Louis Alliot, du RN, a cru bon de dire qu’Emmanuel Macron avait reçu une claque. L’extrême droite est toujours en pointe dans l’insolence, même quand elle n’a pas de raison particulière de se pavaner. Certes, le président, en s’engageant dans la campagne, s’est exposé personnellement. Mais il n’a jamais dit qu’il tirerait les conséquences d’un échec et celui-ci n’est pas le plus grave qu’il ait essuyé. En politique, il y a toujours des gens, parmi vos adversaires, pour vous dire ce que devez faire. M. Macron n’a aucune raison légale d’obéir aux instructions de Mme Le Pen. Prévoyant qu’elle devancerait la liste de la majorité, la chef du RN, avant même le scrutin, avait demandé au chef de l’État de démissionner si la REM n’arrivait pas en tête. Elle le demande de nouveau aujourd’hui sans expliquer pourquoi  elle recueille un pourcentage  inférieur à celui de 2014. Il faut toujours relativiser une victoire, elle peut contenir des sources d’inquiétude.
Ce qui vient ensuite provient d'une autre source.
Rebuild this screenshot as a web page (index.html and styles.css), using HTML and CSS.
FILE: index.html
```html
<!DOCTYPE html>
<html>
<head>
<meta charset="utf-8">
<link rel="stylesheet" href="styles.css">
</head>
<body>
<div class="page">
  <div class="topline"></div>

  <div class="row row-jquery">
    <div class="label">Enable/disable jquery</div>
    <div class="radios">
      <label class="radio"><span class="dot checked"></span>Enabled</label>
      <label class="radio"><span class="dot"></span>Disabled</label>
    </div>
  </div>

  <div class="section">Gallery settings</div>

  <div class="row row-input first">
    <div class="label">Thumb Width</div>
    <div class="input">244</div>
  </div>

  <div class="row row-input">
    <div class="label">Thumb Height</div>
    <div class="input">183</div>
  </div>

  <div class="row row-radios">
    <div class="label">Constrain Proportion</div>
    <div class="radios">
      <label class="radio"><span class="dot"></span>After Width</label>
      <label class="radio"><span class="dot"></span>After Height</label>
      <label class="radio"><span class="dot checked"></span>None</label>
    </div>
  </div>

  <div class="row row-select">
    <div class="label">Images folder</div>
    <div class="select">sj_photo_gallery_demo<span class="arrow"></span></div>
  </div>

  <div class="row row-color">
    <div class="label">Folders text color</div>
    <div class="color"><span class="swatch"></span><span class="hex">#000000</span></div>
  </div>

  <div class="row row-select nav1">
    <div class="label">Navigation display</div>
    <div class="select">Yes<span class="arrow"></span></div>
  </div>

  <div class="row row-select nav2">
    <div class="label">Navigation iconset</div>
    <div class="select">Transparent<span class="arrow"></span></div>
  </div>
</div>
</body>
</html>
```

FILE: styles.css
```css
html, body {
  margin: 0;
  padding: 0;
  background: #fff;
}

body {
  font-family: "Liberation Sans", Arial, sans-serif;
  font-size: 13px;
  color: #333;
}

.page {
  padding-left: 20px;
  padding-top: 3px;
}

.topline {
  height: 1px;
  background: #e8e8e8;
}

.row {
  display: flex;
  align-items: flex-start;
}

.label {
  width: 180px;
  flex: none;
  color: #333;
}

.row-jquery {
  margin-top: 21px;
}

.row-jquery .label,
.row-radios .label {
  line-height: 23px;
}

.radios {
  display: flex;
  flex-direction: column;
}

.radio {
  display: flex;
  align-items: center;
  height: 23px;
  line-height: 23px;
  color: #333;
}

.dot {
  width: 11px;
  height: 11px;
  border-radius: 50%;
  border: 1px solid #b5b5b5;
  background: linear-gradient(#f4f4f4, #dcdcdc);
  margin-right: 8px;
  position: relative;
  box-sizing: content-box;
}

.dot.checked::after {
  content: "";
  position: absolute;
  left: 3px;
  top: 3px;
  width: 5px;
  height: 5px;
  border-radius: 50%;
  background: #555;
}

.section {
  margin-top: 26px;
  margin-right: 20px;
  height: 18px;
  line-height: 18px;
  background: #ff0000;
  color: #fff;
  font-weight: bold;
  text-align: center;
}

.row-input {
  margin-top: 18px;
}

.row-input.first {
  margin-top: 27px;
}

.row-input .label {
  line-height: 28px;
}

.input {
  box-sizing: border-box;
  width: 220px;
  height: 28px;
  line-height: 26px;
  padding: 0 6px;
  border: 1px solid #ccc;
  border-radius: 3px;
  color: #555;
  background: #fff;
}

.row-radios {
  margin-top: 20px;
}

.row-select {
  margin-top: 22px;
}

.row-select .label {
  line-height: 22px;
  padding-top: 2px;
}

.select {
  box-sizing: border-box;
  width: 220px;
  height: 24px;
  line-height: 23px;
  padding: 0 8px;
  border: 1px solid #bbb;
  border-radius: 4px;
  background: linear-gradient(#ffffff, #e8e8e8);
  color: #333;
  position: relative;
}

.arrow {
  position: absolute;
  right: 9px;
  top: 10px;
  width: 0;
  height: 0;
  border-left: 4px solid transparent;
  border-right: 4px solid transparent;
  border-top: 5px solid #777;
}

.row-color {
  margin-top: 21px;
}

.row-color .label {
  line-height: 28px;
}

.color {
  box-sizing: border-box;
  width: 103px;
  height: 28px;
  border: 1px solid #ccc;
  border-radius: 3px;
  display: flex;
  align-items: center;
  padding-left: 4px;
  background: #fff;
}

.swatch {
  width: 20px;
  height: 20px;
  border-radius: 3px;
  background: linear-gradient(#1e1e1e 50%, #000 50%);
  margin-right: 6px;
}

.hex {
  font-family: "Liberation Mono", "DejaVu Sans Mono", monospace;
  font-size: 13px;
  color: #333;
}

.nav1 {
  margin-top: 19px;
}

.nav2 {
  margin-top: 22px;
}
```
Déroute de la droite classique.

La deuxième grande leçon du scrutin, c’est le recul énorme de LR par rapport à ce qu’annonçaient les sondages : cinq points de moins. Ce qui met en pièces la merveilleuse stratégie qui avait fait de François Xavier Bellamy l’homme-lige de la droite classique, capable non seulement de renforcer son parti mais d’en faire une alternative à la majorité actuelle. Je ne crois pas qu’il faille demander la démission de Laurent Wauquiez, comme l’a fait Valérie Pécresse (c’est décidément une manie nationale), mais une longue réflexion estivale sur l’avenir du parti serait salutaire. Ce qui compte, c’est ce qui marche. De toute évidence, LR n’est pas en phase avec la population et présente des idées auxquelles n’adhèrent que les amis de longue date du gaullisme.

L’effondrement de LFI.

Troisième point : la défaite du PS-Place Publique (6,2 %) prévue par les enquêtes d’opinion et la déroute de LFI, dont le score, à 6, 3 %, est en recul de deux points par rapport aux prévisions. Enfin, à 12 %, les écologistes se vengent de tous ceux qui avaient souhaité leur ralliement, par exemple Raphaël Glucksmann, qui voulait absorber EELV, mais en fait les socialistes n’auraient  pu être qu’un apport à une coalition conduite par les écologistes. Pendant ce temps, Nicolas Dupont-Aignan est au-dessous de la barre des 5 %, à 3,6 %, les gilets jaunes sont inexistants et d’autres professionnels désargentés de la candidature à tout auront beaucoup de mal à payer leurs dettes.

Macron reste.

Le monde politique étant ce qu’il est, Jordan Bardella, ce jeune homme de 23 ans qui vient d’apporter sa victoire au RN, peut bien lancer ses quolibets au président, M. Macron estime qu’il est au pouvoir pour les trois ans à venir, que, les Français n’ayant pas dit clairement dans quel sens ils veulent être gouvernés, son mandat de 2017 n’est pas périmé et que c’est ce mandat qui demeure applicable. Bien qu’il faille éviter tout pronostic car samedi prochain n’est pas loin, le mouvement des gilets jaunes vient d’encaisser une terrible défaite, preuve qu’il ne représente que lui-même. Son score à peu près nul signera-t-il son inéluctable déclin ? Les gilets peuvent être tentés de dire que, décidément, ils n’ont rien à voir avec la démocratie, et tout à voir avec la rue et la violence. En conséquence de quoi, ils reprendraient leur jacquerie. Il est clair toutefois qu’ils n’ont aucun soutien populaire et que, dans ces conditions, ils vont apparaître non pas comme le mouvement revendicatif qu’ils prétendent être, mais comme la nuisance insupportable qu’ils sont en réalité.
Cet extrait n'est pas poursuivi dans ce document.